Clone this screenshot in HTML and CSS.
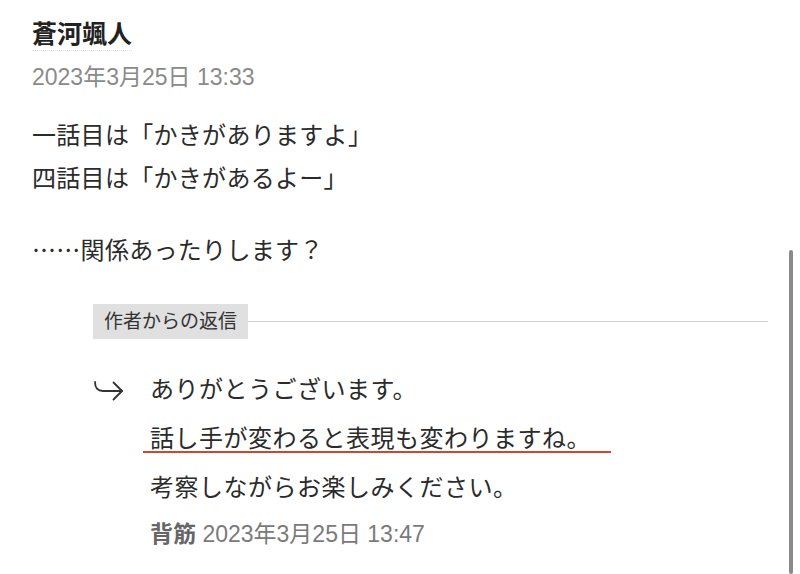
FILE: index.html
```html
<!DOCTYPE html>
<html lang="ja">

<head>
    <meta charset="UTF-8">
    <meta name="viewport" content="width=device-width, initial-scale=1.0">
    <title>コメント</title>
    <link rel="stylesheet" href="styles.css">
</head>

<body>
    <div class="comment">
        <div class="author"><span class="author-name">蒼河颯人</span></div>
        <div class="date">2023年3月25日 13:33</div>

        <div class="comment-body">
            <p>一話目は「かきがありますよ」<br>四話目は「かきがあるよー」</p>
            <p>……関係あったりします？</p>
        </div>

        <div class="reply">
            <div class="reply-head">
                <span class="reply-label">作者からの返信</span>
            </div>

            <div class="reply-main">
                <svg class="reply-icon" width="32" height="22" viewBox="0 0 32 22" fill="none" stroke="#333" stroke-width="1.8" stroke-linecap="round" stroke-linejoin="round">
                    <path d="M2 2 C2 8 4.5 11 10 11 H29"/>
                    <path d="M20.5 2.5 L29 11 L20.5 19.5"/>
                </svg>
                <div class="reply-body">
                    <p>ありがとうございます。<br><span class="marked">話し手が変わると表現も変わりますね。</span><br>考察しながらお楽しみください。</p>
                    <div class="reply-meta"><span class="reply-author">背筋</span> 2023年3月25日 13:47</div>
                </div>
            </div>
        </div>
    </div>

    <div class="scrollbar"></div>
</body>

</html>
```

FILE: styles.css
```css
body {
    margin: 0;
    background-color: #fff;
    color: #2b2b2b;
    font-family: "Liberation Sans", "Noto Sans CJK JP", sans-serif;
}

.comment {
    padding: 19px 32px 0 32px;
}

.author-name {
    display: inline-block;
    font-size: 25px;
    font-weight: bold;
    line-height: 31px;
    color: #222;
    border-bottom: 1px dotted #dcdcdc;
}

.date {
    margin-top: 12px;
    font-size: 23px;
    line-height: 28px;
    color: #8a8a8a;
}

.comment-body {
    margin-top: 21px;
    font-family: "Noto Sans CJK JP", sans-serif;
    font-size: 24px;
    letter-spacing: 0.3px;
    line-height: 43px;
}

.comment-body p {
    margin: 0;
}

.comment-body p + p {
    margin-top: 29px;
}

.reply {
    margin-left: 61px;
    margin-top: 34px;
}

.reply-head {
    display: flex;
    align-items: center;
}

.reply-head::after {
    content: "";
    flex: 1;
    height: 1px;
    background-color: #cfcfcf;
}

.reply-label {
    background-color: #e0e0e0;
    color: #333;
    font-size: 19px;
    line-height: 35px;
    padding: 0 11px;
}

.reply-main {
    display: flex;
    margin-top: 24px;
}

.reply-icon {
    flex-shrink: 0;
    margin-top: 17px;
    margin-right: 25px;
}

.reply-body p {
    margin: 0;
    font-family: "Noto Sans CJK JP", sans-serif;
    font-size: 24px;
    letter-spacing: 0.5px;
    line-height: 49px;
}

.marked {
    display: inline-block;
    line-height: 28px;
    padding: 0 20px 0 7px;
    margin-left: -7px;
    border-bottom: 2px solid #d5432f;
}

.reply-meta {
    margin-top: 10px;
    font-size: 23px;
    line-height: 28px;
    color: #7a7a7a;
}

.reply-author {
    font-weight: bold;
    color: #666;
}

.scrollbar {
    position: fixed;
    right: 7px;
    top: 250px;
    bottom: 0;
    width: 4px;
    border-radius: 2px;
    background-color: #8a8a8a;
}
```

====

» Exercise description
Set every line down exactly as written, leaving each picture out.

» Response
Clone this screenshot in HTML and CSS.
FILE: index.html
```html
<!DOCTYPE html>
<html lang="ja">

<head>
    <meta charset="UTF-8">
    <meta name="viewport" content="width=device-width, initial-scale=1.0">
    <title>コメント</title>
    <link rel="stylesheet" href="styles.css">
</head>

<body>
    <div class="comment">
        <div class="author"><span class="author-name">蒼河颯人</span></div>
        <div class="date">2023年3月25日 13:33</div>

        <div class="comment-body">
            <p>一話目は「かきがありますよ」<br>四話目は「かきがあるよー」</p>
            <p>……関係あったりします？</p>
        </div>

        <div class="reply">
            <div class="reply-head">
                <span class="reply-label">作者からの返信</span>
            </div>

            <div class="reply-main">
                <svg class="reply-icon" width="32" height="22" viewBox="0 0 32 22" fill="none" stroke="#333" stroke-width="1.8" stroke-linecap="round" stroke-linejoin="round">
                    <path d="M2 2 C2 8 4.5 11 10 11 H29"/>
                    <path d="M20.5 2.5 L29 11 L20.5 19.5"/>
                </svg>
                <div class="reply-body">
                    <p>ありがとうございます。<br><span class="marked">話し手が変わると表現も変わりますね。</span><br>考察しながらお楽しみください。</p>
                    <div class="reply-meta"><span class="reply-author">背筋</span> 2023年3月25日 13:47</div>
                </div>
            </div>
        </div>
    </div>

    <div class="scrollbar"></div>
</body>

</html>
```

FILE: styles.css
```css
body {
    margin: 0;
    background-color: #fff;
    color: #2b2b2b;
    font-family: "Liberation Sans", "Noto Sans CJK JP", sans-serif;
}

.comment {
    padding: 19px 32px 0 32px;
}

.author-name {
    display: inline-block;
    font-size: 25px;
    font-weight: bold;
    line-height: 31px;
    color: #222;
    border-bottom: 1px dotted #dcdcdc;
}

.date {
    margin-top: 12px;
    font-size: 23px;
    line-height: 28px;
    color: #8a8a8a;
}

.comment-body {
    margin-top: 21px;
    font-family: "Noto Sans CJK JP", sans-serif;
    font-size: 24px;
    letter-spacing: 0.3px;
    line-height: 43px;
}

.comment-body p {
    margin: 0;
}

.comment-body p + p {
    margin-top: 29px;
}

.reply {
    margin-left: 61px;
    margin-top: 34px;
}

.reply-head {
    display: flex;
    align-items: center;
}

.reply-head::after {
    content: "";
    flex: 1;
    height: 1px;
    background-color: #cfcfcf;
}

.reply-label {
    background-color: #e0e0e0;
    color: #333;
    font-size: 19px;
    line-height: 35px;
    padding: 0 11px;
}

.reply-main {
    display: flex;
    margin-top: 24px;
}

.reply-icon {
    flex-shrink: 0;
    margin-top: 17px;
    margin-right: 25px;
}

.reply-body p {
    margin: 0;
    font-family: "Noto Sans CJK JP", sans-serif;
    font-size: 24px;
    letter-spacing: 0.5px;
    line-height: 49px;
}

.marked {
    display: inline-block;
    line-height: 28px;
    padding: 0 20px 0 7px;
    margin-left: -7px;
    border-bottom: 2px solid #d5432f;
}

.reply-meta {
    margin-top: 10px;
    font-size: 23px;
    line-height: 28px;
    color: #7a7a7a;
}

.reply-author {
    font-weight: bold;
    color: #666;
}

.scrollbar {
    position: fixed;
    right: 7px;
    top: 250px;
    bottom: 0;
    width: 4px;
    border-radius: 2px;
    background-color: #8a8a8a;
}
```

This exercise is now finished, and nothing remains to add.